Wherever "table" appears in a line, list that line.

:: PROVIDED INFORMATION ::
========================================

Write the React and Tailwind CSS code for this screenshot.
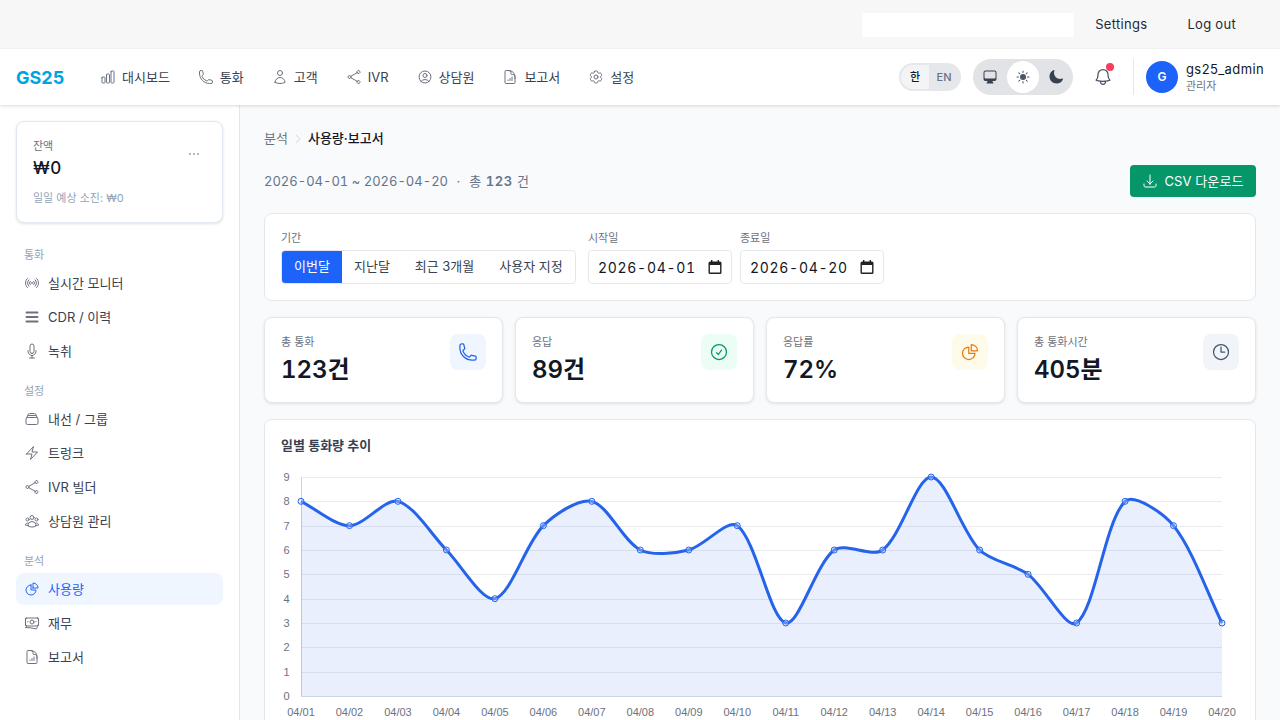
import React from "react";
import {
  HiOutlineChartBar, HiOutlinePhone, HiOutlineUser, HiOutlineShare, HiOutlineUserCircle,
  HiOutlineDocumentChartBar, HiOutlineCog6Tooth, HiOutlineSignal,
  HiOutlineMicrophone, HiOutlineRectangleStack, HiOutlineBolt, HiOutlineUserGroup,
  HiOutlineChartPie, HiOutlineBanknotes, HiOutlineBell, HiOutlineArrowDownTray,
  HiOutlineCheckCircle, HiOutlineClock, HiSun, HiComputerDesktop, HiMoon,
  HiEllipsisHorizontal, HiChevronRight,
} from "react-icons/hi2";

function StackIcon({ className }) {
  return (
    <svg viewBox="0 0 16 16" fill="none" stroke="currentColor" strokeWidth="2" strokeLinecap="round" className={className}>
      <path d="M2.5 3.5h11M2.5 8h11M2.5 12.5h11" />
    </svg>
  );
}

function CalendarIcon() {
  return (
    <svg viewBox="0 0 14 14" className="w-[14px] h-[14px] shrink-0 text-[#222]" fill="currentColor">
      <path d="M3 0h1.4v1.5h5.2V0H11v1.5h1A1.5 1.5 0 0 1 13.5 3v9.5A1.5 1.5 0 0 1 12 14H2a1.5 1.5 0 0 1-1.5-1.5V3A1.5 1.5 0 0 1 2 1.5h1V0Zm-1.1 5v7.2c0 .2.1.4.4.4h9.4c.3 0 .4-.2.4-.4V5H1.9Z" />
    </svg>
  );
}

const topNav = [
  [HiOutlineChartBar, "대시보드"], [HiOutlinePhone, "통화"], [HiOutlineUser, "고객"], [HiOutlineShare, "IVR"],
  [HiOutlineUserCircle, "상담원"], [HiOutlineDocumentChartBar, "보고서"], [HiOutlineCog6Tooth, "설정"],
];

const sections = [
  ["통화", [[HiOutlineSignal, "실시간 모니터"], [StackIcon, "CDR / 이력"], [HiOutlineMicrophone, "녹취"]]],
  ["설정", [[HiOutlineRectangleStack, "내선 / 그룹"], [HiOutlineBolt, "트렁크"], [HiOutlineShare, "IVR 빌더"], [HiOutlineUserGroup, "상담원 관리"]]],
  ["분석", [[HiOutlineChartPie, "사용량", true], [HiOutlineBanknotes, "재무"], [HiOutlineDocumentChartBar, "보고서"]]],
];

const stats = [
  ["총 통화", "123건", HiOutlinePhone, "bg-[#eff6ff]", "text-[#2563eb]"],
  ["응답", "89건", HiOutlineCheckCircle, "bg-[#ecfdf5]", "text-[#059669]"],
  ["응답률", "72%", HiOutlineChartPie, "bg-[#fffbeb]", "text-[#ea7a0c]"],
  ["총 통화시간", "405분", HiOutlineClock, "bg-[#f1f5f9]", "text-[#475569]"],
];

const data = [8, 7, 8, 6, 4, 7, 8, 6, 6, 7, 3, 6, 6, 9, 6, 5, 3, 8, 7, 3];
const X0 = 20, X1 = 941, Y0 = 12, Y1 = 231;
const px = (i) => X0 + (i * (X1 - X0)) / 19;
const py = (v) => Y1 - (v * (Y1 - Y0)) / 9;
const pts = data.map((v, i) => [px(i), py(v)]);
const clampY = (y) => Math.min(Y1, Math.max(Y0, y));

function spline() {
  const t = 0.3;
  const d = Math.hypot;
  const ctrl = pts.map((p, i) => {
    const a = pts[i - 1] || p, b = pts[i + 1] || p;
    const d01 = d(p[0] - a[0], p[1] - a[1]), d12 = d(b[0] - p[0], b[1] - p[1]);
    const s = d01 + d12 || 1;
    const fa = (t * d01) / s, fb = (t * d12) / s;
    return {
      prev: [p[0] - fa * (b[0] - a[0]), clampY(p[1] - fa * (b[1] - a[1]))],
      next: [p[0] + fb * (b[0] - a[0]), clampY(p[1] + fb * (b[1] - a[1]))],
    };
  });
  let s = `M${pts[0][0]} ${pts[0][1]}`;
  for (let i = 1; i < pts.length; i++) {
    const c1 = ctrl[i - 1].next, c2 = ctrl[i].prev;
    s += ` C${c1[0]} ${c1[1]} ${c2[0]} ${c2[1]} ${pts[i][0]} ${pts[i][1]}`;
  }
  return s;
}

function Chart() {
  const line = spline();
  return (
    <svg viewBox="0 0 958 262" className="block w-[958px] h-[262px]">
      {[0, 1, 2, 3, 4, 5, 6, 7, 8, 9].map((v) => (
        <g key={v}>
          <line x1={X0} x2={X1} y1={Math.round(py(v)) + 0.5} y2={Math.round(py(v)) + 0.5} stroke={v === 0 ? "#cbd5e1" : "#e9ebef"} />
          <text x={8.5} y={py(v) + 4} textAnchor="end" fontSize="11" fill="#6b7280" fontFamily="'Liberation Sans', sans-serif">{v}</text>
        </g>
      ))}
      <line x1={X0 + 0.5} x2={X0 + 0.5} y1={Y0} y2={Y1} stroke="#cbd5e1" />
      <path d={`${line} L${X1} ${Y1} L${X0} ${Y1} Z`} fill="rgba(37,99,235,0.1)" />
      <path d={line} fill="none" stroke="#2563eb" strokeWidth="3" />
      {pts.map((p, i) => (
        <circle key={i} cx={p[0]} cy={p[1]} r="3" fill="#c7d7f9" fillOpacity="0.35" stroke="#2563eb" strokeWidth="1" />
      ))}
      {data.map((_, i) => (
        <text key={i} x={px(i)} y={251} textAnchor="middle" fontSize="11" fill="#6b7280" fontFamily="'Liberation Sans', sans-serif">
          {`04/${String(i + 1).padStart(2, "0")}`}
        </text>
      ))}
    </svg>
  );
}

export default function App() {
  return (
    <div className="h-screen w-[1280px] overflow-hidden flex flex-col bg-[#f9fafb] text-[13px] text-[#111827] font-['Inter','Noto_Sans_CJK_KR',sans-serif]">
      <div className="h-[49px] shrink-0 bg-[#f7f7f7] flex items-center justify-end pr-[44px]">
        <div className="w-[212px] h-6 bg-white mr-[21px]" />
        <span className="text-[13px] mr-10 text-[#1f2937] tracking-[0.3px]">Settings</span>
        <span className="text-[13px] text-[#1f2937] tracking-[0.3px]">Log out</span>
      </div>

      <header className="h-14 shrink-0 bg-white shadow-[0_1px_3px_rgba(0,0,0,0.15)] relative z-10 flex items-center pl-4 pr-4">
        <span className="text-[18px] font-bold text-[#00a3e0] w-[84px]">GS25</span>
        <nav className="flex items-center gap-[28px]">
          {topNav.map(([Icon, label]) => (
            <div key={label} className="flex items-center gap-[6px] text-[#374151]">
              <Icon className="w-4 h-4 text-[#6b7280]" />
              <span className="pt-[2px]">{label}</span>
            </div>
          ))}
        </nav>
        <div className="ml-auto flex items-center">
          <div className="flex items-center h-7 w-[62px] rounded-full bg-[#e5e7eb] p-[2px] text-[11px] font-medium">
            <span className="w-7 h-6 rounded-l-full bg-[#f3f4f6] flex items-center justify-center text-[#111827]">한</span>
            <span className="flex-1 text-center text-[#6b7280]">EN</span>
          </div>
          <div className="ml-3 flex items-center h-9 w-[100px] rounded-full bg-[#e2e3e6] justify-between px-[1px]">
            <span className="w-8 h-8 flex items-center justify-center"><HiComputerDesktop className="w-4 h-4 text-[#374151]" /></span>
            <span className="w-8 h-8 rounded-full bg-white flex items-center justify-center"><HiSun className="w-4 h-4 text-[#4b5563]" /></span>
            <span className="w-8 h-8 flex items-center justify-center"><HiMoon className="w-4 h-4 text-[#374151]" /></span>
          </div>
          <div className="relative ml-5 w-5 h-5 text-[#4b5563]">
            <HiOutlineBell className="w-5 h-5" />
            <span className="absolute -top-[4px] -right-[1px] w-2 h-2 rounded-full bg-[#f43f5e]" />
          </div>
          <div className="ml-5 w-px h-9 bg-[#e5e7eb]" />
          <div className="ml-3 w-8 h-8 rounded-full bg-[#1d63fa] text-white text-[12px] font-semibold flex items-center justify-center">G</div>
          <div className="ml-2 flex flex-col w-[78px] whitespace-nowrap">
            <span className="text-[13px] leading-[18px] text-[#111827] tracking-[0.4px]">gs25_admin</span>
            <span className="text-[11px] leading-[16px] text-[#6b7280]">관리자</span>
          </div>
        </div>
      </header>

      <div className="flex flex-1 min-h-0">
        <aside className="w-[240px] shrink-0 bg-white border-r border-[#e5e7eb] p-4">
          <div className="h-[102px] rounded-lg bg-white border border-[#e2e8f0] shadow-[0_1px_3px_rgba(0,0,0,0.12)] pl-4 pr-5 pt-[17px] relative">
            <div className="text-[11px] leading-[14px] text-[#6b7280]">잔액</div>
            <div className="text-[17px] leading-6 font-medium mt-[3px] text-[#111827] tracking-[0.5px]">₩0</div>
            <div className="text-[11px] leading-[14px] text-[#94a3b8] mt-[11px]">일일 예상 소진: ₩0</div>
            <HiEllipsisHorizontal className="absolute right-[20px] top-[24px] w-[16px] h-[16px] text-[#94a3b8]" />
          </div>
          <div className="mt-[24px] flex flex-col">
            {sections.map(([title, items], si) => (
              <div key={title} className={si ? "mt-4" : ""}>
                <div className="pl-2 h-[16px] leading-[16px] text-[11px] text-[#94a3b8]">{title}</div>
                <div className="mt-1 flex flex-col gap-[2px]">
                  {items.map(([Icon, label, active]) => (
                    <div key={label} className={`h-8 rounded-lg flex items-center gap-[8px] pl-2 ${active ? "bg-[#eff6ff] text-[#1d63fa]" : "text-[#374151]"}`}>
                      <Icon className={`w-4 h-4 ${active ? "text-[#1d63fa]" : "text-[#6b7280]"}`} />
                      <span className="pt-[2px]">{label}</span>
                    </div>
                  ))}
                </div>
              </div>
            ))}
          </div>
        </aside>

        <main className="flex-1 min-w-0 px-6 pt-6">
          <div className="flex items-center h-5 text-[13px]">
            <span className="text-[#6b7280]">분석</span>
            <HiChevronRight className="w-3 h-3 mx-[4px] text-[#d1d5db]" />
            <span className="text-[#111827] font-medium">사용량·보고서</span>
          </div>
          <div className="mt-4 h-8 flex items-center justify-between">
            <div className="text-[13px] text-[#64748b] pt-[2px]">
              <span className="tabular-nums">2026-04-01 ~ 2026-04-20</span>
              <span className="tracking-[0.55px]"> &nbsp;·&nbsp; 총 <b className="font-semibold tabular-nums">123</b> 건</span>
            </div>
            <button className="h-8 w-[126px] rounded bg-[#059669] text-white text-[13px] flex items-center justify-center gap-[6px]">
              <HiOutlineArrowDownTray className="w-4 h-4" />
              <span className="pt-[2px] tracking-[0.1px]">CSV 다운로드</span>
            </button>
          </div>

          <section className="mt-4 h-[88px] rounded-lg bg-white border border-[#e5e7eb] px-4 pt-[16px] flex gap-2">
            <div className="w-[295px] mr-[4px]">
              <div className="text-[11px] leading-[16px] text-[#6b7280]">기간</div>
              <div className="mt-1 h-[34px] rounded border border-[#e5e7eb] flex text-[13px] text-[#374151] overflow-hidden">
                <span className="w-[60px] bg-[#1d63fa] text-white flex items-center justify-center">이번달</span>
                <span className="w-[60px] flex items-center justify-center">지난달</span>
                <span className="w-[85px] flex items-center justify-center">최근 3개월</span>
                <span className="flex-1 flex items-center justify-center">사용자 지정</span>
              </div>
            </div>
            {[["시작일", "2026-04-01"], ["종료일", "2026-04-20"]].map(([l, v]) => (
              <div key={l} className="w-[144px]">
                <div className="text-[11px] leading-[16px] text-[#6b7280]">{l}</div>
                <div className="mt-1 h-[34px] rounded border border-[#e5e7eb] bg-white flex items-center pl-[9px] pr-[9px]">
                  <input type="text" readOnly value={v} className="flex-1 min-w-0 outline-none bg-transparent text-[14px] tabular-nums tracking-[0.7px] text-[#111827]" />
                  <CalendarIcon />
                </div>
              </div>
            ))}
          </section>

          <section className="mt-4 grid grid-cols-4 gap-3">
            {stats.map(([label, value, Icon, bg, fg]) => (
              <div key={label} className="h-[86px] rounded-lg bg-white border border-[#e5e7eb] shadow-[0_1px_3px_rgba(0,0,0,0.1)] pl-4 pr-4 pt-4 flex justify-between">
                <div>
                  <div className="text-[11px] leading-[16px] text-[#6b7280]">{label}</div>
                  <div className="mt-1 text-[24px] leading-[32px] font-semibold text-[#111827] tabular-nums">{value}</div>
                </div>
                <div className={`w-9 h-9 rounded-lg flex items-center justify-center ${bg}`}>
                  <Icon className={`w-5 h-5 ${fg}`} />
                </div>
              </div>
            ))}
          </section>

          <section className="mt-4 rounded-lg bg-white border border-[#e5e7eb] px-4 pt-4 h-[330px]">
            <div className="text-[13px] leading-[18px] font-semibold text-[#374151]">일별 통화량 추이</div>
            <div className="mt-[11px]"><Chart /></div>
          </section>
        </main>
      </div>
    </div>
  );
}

========================================

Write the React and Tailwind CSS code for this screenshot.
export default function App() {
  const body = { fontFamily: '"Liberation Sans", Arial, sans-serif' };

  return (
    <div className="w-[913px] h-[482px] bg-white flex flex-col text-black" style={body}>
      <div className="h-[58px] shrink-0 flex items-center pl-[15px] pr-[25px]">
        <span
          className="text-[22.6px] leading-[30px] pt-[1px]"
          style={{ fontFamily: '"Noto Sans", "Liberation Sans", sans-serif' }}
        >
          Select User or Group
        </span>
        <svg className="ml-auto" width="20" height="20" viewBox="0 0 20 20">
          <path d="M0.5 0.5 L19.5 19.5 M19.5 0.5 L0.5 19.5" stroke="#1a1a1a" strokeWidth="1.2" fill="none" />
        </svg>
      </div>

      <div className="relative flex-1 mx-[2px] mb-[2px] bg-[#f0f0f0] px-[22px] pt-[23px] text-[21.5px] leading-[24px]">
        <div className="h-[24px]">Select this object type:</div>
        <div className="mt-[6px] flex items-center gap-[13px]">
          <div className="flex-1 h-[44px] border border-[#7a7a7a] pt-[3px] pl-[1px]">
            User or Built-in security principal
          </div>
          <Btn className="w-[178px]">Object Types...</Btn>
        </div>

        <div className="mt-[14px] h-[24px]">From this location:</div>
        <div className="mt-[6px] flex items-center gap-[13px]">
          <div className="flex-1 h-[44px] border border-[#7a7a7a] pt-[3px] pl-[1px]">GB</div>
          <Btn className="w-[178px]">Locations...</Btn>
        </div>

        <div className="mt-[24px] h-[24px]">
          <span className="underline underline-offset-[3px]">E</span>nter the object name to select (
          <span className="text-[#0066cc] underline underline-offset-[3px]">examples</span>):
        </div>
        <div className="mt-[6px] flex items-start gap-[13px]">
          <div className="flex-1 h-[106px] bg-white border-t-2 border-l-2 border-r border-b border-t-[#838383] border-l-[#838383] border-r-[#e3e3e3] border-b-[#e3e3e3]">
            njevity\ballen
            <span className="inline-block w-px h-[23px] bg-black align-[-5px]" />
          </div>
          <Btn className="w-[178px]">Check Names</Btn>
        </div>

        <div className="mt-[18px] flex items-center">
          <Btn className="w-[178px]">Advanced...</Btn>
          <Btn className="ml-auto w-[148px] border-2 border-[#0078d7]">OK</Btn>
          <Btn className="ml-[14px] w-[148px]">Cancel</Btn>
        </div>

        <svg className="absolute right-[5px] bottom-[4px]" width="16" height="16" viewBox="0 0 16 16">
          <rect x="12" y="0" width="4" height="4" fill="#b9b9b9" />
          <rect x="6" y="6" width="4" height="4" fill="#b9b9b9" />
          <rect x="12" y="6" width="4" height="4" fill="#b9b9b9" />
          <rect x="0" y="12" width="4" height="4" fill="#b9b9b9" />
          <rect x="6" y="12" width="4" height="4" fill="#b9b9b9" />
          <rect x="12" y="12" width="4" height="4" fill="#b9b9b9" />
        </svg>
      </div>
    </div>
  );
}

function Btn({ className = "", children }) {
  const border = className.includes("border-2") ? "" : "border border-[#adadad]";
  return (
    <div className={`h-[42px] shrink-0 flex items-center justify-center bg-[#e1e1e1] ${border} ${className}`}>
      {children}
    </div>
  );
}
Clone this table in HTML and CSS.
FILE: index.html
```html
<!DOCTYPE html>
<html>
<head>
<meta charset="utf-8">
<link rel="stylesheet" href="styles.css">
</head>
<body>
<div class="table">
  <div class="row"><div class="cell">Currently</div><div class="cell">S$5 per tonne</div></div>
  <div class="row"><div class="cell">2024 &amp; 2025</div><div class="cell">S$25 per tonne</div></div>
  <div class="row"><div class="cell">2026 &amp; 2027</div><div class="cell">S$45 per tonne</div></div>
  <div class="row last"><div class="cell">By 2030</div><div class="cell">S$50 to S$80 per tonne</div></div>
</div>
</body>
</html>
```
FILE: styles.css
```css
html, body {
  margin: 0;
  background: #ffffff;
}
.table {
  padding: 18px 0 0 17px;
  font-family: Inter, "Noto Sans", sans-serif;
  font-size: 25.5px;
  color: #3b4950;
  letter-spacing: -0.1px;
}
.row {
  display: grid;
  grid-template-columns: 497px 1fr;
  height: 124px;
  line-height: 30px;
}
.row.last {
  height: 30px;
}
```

========================================

:: FULL SOLUTION ::
Clone this table in HTML and CSS.
<div class="table">
.table {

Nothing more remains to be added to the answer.